August 3rd, 2014
Part I-Entering Houses
Luke 10:1-12 uses the understanding of a stranger who receives hospitality. It’s important here that those who go two by two are the ones who receive hospitality and the gracious goodness of those who live in their community. Luke repeats the command to enter and stay, along with the parallel command of eating what is set before them, indicating this entering and eating lay at the heart of his message. Those sent are not to enter just for some coffee and conversation; they are to stay in the same house and not jump from place to place.
Several things seem important:
First, understand, those being sent, in terms of our situation, represent the churches seeking to make sense of their situation, as boundaries are broken and the Spirit is doing things over which we have no control. In this Luke 10 setting the location of the “church” if you will, is in the homes and at the tables of the people in the communities, and the stance of the “church” (its posture or position) is that of recovering her, hospitality, actually her communities that is, gracious hospitality. (So then, what is happening here.. is at least part of the command not to carry extra provisions that make us independent and, then, never in need of hospitality of the other.)
Second, this is not, it seems to me, a hit-and–run event…there is a strong sense that these disciples stayed with the people for quite some time. Entering the house would not carry the same meaning that it does for us (entering single-family dwellings)….. “House” here should be understood as “household,” which meant not only an extended family but an economic unit. The implication is that, in some way, the “church” is to go in such a way that it enters, indwells, and joins the social and economic rhythms of the household (so then, now we have the meaning of the strange comment in verse 7 that the “worker deserves his wages”) …This is so much more than a door-knocking excursion to evangelize or invite a neighbor to a special event or service. …This is about entering deeply into the life of the other on his or her terms, not our own…thus the ”eat what is set before you.”
Third, these disciples are not to run about from place to place looking for just the right kind of people to be with. It would seem that Luke is aware of the belief that the “grass is always greener on the other side of the fence” syndrome, which attacks many. …But here, staying put among people is a critical element to being a gospel people and rediscovering the gospel for ourselves. There is no room given here for an understanding of meeting with only my own kind or being drawn to those who share my values and my politics. Our neighbors across the street or next door could be from any part of the world today, and chances are they don’t share our worldview. This, right here is where we are being invited to plant ourselves in the local, making a commitment for the long haul. This is not a get in and get out mission in an attempt to get our kind, those who look and think like us into our church. …And it seems to me that for Luke the long view, one of commitment, is a prerequisite to engaging the question of what God is doing in our world.
This is a very different way of going about discerning God’s purposes from the usual ways where people who share all the same values, have known each other for a long time, you know, who can finish each other’s sentences, …there is something wildly radical and different happening here.
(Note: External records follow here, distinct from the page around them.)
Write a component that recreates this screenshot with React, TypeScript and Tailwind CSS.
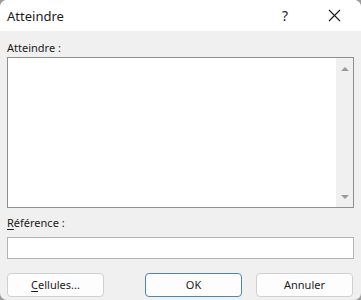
import React from "react";

export default function App() {
  return (
    <div className="w-[361px] h-[300px] bg-[#9a9a9a] overflow-hidden" style={{ fontFamily: '"Noto Sans", "Open Sans", sans-serif' }}>
      <div className="w-[361px] h-[300px] bg-[#f0f0f0] rounded-[7px] overflow-hidden flex flex-col">
        {/* Title bar */}
        <div className="h-[31px] bg-white flex items-center shrink-0">
          <span className="ml-[7px] text-[13px] text-[#1b1b1b] leading-none mt-[1px]">Atteindre</span>
          <span className="ml-auto mr-[40px] text-[14px] text-[#1b1b1b] leading-none">?</span>
          <svg className="mr-[20px]" width="13" height="13" viewBox="0 0 13 13">
            <path d="M1 1 L12 12 M12 1 L1 12" stroke="#1b1b1b" strokeWidth="1.1" />
          </svg>
        </div>
        {/* Body */}
        <div className="flex flex-col px-[7px] pt-[9px]">
          <div className="text-[11px] text-[#1b1b1b] leading-[16px] h-[16px]">Atteindre :</div>
          <div className="mt-[1px] h-[151px] border border-[#8f8f8f] bg-white flex justify-end">
            <div className="w-[17px] h-full bg-[#f0f0f0] flex flex-col items-center justify-between pt-[9px] pb-[8px]">
              <svg width="8" height="4" viewBox="0 0 8 4"><path d="M0 4 L4 0 L8 4 Z" fill="#9a9a9a" /></svg>
              <svg width="8" height="4" viewBox="0 0 8 4"><path d="M0 0 L8 0 L4 4 Z" fill="#9a9a9a" /></svg>
            </div>
          </div>
          <div className="mt-[7px] text-[11px] text-[#1b1b1b] leading-[16px] h-[16px]"><span className="underline underline-offset-[2px]">R</span>éférence :</div>
          <div className="mt-[6px] h-[22px] border border-[#b4b4b4] bg-white"></div>
          <div className="mt-[14px] flex">
            <button className="w-[97px] h-[24px] bg-[#fdfdfd] border border-[#d0d0d0] rounded-[4px] text-[11px] text-[#1b1b1b]"><span className="underline underline-offset-[2px]">C</span>ellules...</button>
            <button className="ml-[41px] w-[97px] h-[24px] bg-[#fdfdfd] border border-[#4a86b6] rounded-[4px] text-[11px] text-[#1b1b1b]">OK</button>
            <button className="ml-[14px] w-[97px] h-[24px] bg-[#fdfdfd] border border-[#d0d0d0] rounded-[4px] text-[11px] text-[#1b1b1b]">Annuler</button>
          </div>
        </div>
      </div>
    </div>
  );
}
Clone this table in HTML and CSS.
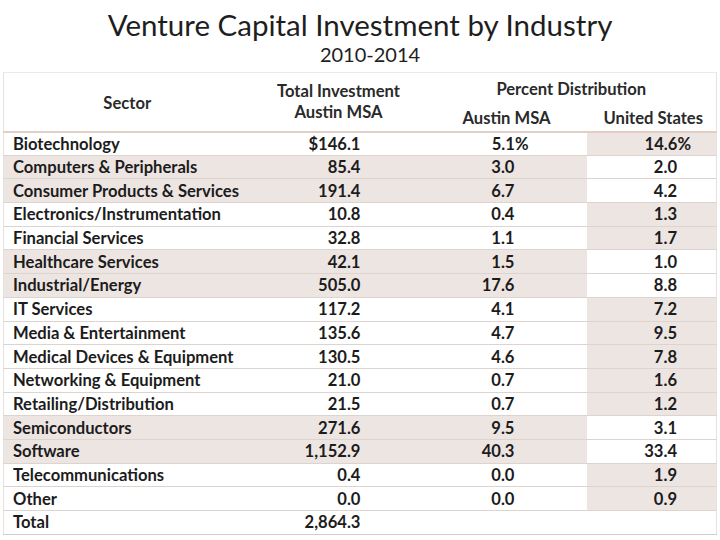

So, what does all this say about our local flocks and the crisis of identity faced by so many of the churches in America? …What might be the implications for the kind of transformation that people are eagerly seeking right now? …Luke is reorienting the past few decades in his time to invite these Gentile Christians into a new way of understanding and imagining the Gospel and God’s purpose.
So, could it be that God’s Spirit is inviting us on a similar journey? That we, Ridgecrest and all the churches in America, are being called to reorient ourselves, to be converted all over again in a way that may be more radical than the 16th Century Reformation. …In our days of confusion, and boundary-breaking, we are called to practice becoming like the stranger who needs to be received as a “guest” and welcomed to the table of others who may be very different from us.
Our calling is to enter into their homes, dwell among them, and stay with them for quite a period of time without any plans to take off if they or their ways don’t suit us. This is going to mean learning how to actually listen to people without making them objects of our goals and desires.
…It’s going to mean a readiness to inter in to a conversation with the others in our community, seeking to listen to their stories and conversations in a genuinely human engagement. This is going to feel very strange and disrupting for many Christians, even, or maybe especially those in church leadership, because it will mean we are no longer in control of the conversation. God’s Holy Spirit is. …This kind of engagement will not be about getting something from the other or deeming the other a potential customer for our “holy sales pitch.” Instead they are to be the other in a relationship with Jesus through us.
And this leads to another element of what I think Luke may have been communicating to these Gentile Christians whose world was being turned inside out. He wrote that part of Jesus’ instructions was to eat what was set before them.